Hello All,
I've been having some fun with an STMPro speeduino ecu in my Pinto for a couple months now. I've hurt one of the output chips a couple times, but had success replacing the chips. Now I am in a situation where I do not have a response from my tachometer. It has worked with this ecu in the past, however the signal originates at the same chip that I've had other problems with. So to test the output, I've hooked it up to a friends ancient engine analyzer, my timing light with rpm lead, and tried assigning new pins to the tach output. So far I have not been able to read a signal.
I borrowed a friends oscilloscope to try to read the signal, but I am not having success. While discussing with a friend, we realized that the tach signal is probably just a switched ground, and may not provide a reliable signal if the other scope probe is grounded. So this leads me to my question:
How does one test a tach/rpm output from an ECU such as speeduino with an oscilloscope or multimeter? I'd like to have confidence in my troubleshooting before replacing the chip again, or buying another tach.
Picture for attention:
To follow up on this here is an excerpt from my build thread. Hopefully this will help the next person searching the internet for how to test a tachometer output with an oscilloscope.
Then I learned about pull up circuits. Pretty genius actually. For those that don't know, here is a diagram:
The idea is to use a large enough resistor on the power source to reduce the current enough that the switched ground can easily "pull down" the Vout to ground when activated. When the switch is open, the current is enough to "pull up" the voltage to equal the power source.
To tie it all together, the reason my spare low current output didn't work was that there was no power source in the circuit. The output is a switched ground, and the tachometer is expecting a square wave of 12V/0V. Without a power source the output is a 0V/0V square wave (no signal). Once I moved over to one of the high current outputs (small connector pin 12, Arduino pin 28), I used a 10k Ohm resistor and tapped into the hot side of the usb charging port for power. I also added a .5A fuse because I'd really like to be done soldering on this ECU for awhile.

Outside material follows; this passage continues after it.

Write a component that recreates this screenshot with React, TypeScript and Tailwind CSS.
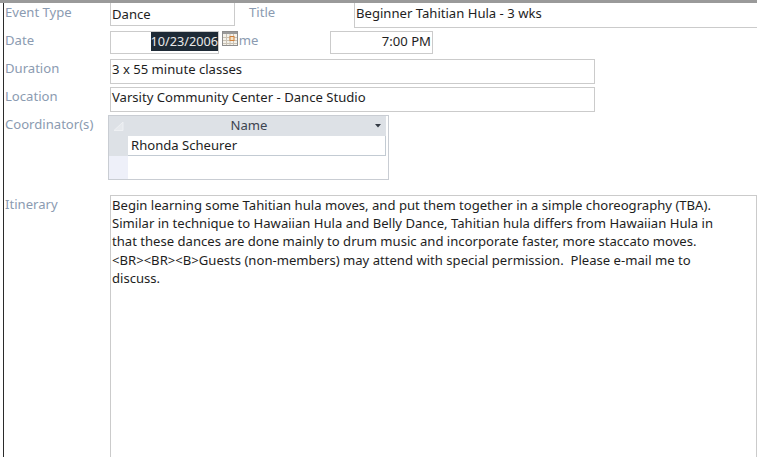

This allowed me to connect the positive oscilloscope probe to the Vout wire (signal wire to the tach from the ecu output), and the ground probe to chassis ground, and read a nice clean square wave on the screen.
In reply to Shavarsh :
I had to do this even with a Megasquirt box when using its tach out. It just switches a ground, it doesn't supply power. A tach doesn't supply power on its input wire (otherwise an ignition coil may not work) so I added a 1000 ohm resistor between my tach's power and signal wires.
In reply to Pete. (l33t FS) :
That's a great way to get it done. I'll keep that in mind.
Depends on the circuit used, but even a processor output you should be able to see on a scope. The std ms tach output uses a 1k pullup to 12v from a low power npn transistor. Likely this, along with many other things are copied by the speedy guys
In reply to Paul_VR6 (Forum Supporter) :
Curious... I have a 3.57 board from about 10ish years ago, it definitely didn't have a built in pull-up on the tach output.
Or maybe it did but it fried in the years between installing the unit, and using its tach output. I'm not sure how inactivity can damage a resistor, though.
3.57 did not have a dedicated tach out, you'd have to build it. The circuit above you would have to build on the DIY style boards. It's included on a micro, ms3 with 3x board, MS3 Pro etc.
The built in pull up is also included on the STM Pro speeduino, selectable between 5V/12V on the tach output. I suspect I've damaged that output. That's why I've installed an external pull up on a spare output.
In reply to Paul_VR6 (Forum Supporter) :
Good to know. I'd never run into this issue with a Pro before.
I had to add a 2.2k resistor to the factory Miata tach to allow it to be driven by a GM ECU.
Does the Speeduino have a test mode where you can force the output into an on and an off state? If so, you can check the voltage in both states with a multimeter.